■ **SHORT TASK**:
Give the number of lines containing "index" in this listing, with no other words.

■ **MATERIAL PROVIDED**:

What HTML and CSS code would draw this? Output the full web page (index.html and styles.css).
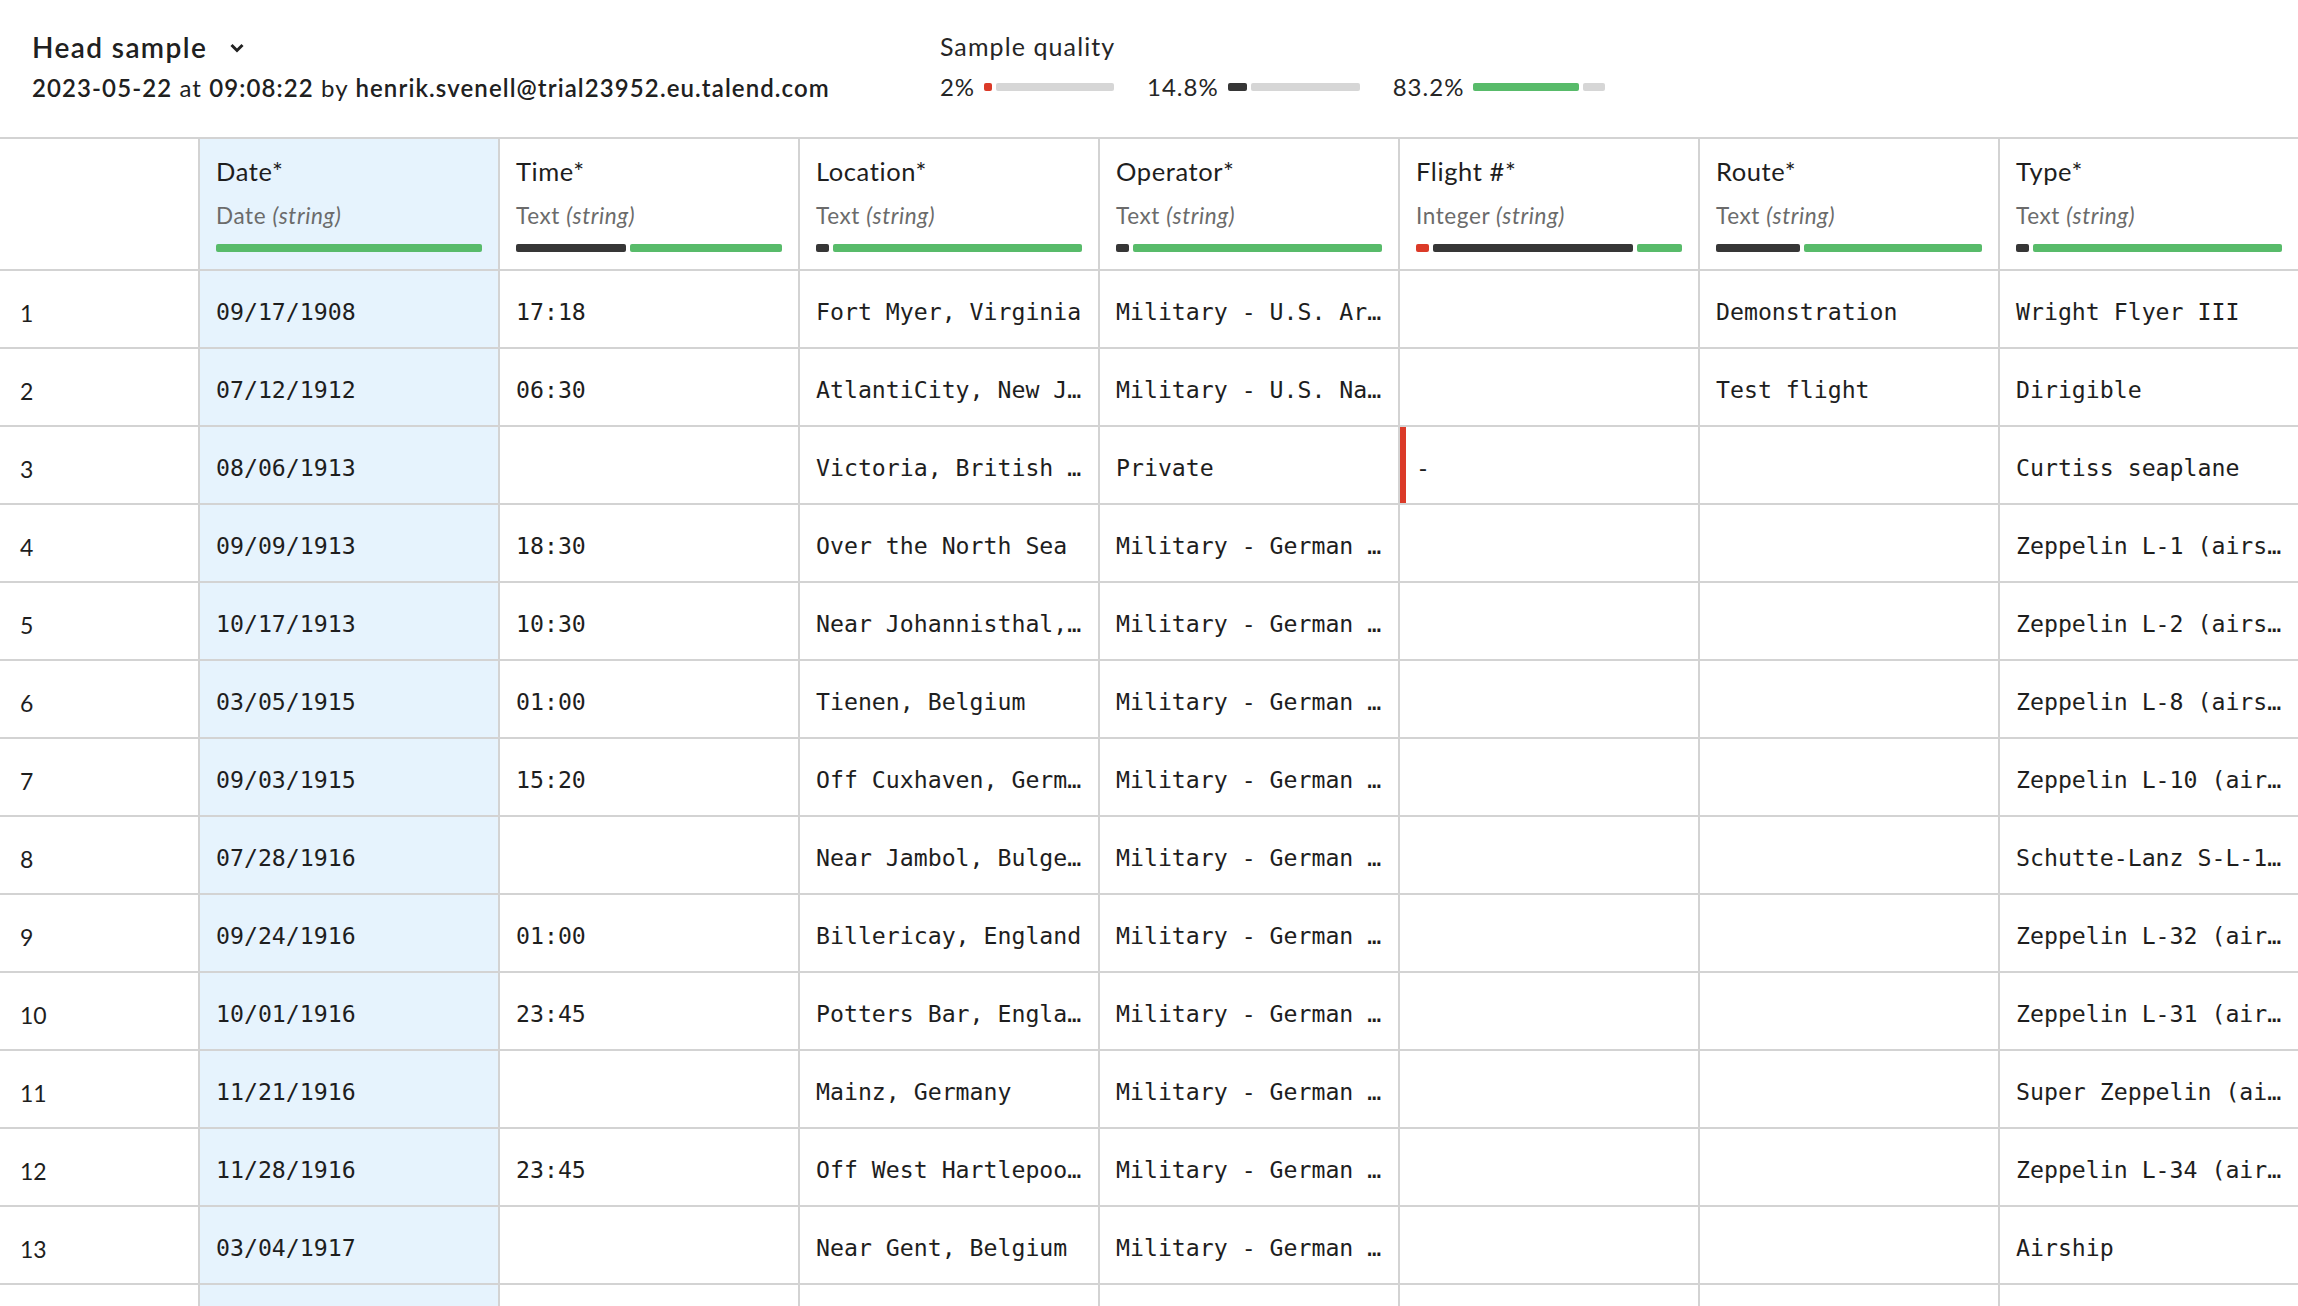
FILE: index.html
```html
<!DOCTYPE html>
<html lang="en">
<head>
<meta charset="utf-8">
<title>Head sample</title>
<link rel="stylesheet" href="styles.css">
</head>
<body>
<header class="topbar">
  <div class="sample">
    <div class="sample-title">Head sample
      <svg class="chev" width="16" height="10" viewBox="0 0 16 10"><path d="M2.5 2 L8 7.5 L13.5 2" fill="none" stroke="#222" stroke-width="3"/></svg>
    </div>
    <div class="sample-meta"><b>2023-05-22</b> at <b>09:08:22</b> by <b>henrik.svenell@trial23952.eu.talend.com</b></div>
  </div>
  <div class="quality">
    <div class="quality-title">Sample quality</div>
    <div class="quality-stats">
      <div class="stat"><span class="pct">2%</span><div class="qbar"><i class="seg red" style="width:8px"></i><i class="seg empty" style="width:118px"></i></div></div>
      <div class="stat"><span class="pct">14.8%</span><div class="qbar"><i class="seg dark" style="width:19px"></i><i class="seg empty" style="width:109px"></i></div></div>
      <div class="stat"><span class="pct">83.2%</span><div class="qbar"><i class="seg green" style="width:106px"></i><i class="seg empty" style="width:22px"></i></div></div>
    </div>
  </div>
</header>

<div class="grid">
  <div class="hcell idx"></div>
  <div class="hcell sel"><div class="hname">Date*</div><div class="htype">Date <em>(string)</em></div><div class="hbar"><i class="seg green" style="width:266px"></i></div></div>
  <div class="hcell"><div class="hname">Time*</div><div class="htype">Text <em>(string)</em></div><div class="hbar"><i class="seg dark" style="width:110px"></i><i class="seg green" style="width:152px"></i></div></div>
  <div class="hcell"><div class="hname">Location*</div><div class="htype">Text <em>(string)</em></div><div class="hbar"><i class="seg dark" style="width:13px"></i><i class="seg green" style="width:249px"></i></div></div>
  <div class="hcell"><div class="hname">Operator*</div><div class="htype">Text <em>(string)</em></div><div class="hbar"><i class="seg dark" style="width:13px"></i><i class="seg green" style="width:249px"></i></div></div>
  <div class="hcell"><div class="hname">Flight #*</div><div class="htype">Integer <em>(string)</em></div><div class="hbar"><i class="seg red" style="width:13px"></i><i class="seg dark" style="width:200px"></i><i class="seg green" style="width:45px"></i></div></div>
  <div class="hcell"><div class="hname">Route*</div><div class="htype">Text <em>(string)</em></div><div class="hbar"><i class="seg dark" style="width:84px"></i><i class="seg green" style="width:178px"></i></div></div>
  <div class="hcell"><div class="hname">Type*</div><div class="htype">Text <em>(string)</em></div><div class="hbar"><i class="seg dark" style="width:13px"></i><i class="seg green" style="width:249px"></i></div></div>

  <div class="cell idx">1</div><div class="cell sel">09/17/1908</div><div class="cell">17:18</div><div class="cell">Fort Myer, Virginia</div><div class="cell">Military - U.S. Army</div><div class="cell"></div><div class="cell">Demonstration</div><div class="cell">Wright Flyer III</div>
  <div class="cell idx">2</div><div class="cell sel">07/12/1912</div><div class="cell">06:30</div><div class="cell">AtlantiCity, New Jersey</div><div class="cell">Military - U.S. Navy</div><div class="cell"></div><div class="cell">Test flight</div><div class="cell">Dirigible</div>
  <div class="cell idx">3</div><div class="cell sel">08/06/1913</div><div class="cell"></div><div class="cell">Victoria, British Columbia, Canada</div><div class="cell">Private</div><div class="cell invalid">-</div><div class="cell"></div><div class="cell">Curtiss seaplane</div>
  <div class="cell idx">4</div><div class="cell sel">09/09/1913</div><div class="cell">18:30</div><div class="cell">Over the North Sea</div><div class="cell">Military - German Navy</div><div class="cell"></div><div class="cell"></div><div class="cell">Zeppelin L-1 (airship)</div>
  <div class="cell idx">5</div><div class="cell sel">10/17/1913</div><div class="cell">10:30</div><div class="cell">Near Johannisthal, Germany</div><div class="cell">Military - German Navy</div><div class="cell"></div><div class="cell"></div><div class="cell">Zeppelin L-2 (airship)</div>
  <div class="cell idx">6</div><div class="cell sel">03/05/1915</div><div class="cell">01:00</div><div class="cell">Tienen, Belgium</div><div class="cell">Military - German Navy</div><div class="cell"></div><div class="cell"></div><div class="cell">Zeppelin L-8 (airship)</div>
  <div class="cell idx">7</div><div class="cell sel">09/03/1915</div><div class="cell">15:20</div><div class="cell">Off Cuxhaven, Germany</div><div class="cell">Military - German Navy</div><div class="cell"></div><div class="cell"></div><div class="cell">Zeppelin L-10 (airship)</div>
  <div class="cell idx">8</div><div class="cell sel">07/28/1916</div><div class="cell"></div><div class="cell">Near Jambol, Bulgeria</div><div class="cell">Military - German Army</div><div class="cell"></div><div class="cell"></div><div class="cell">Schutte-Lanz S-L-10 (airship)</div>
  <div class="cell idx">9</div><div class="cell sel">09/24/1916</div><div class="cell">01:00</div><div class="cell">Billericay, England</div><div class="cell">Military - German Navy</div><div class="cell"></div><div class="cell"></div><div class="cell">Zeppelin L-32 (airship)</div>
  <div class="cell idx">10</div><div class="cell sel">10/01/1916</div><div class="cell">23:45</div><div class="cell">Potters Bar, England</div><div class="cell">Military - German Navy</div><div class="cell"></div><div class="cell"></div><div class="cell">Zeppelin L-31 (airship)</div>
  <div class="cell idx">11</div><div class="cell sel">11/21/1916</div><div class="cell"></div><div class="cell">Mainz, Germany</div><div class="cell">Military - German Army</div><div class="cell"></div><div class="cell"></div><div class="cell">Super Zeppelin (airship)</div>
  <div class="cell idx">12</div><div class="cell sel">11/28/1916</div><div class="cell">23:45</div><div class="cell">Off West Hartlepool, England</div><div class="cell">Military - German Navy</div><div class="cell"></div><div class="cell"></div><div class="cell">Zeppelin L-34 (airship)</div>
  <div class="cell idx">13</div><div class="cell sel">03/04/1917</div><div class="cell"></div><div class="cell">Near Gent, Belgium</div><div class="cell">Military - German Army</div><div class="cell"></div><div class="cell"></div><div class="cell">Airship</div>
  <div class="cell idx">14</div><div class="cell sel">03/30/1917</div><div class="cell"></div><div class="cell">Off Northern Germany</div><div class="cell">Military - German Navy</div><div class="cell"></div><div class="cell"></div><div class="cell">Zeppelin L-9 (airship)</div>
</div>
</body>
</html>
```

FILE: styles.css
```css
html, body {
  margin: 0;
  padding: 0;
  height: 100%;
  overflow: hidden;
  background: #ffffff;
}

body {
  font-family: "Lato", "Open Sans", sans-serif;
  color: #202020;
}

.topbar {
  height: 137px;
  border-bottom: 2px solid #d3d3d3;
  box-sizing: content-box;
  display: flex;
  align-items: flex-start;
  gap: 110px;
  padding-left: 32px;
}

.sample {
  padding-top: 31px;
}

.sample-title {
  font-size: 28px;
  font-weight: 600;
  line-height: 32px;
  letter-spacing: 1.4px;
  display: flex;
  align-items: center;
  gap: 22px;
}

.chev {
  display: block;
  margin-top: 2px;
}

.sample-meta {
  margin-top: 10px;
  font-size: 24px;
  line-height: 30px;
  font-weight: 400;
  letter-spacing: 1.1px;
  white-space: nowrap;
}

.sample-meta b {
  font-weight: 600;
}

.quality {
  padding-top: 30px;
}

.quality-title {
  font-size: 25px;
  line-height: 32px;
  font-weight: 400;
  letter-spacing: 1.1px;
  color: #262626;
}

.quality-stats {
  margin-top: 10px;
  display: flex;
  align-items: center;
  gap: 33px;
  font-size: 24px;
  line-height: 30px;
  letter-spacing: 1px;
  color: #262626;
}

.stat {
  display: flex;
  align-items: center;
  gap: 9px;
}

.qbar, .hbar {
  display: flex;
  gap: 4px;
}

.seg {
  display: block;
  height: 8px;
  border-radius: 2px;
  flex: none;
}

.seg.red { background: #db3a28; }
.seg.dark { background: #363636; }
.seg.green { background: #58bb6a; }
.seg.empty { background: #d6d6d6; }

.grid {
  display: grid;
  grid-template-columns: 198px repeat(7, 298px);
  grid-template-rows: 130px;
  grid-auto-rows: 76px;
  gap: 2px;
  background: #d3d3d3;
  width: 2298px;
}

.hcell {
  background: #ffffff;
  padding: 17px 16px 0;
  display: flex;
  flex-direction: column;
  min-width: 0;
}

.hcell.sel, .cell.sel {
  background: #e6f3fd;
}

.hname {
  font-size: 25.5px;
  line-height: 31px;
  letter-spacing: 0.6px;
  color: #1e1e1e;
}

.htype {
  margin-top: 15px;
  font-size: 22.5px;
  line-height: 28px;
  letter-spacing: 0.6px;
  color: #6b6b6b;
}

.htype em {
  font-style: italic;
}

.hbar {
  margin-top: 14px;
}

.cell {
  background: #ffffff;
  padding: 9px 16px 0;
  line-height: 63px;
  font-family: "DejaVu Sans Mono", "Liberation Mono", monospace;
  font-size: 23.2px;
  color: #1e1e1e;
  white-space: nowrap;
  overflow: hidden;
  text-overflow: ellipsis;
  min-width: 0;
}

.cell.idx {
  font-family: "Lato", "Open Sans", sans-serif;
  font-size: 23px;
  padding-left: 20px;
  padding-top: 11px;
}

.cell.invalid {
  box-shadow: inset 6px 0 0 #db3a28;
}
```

■ **RESPONSE TO THE TASK**:
2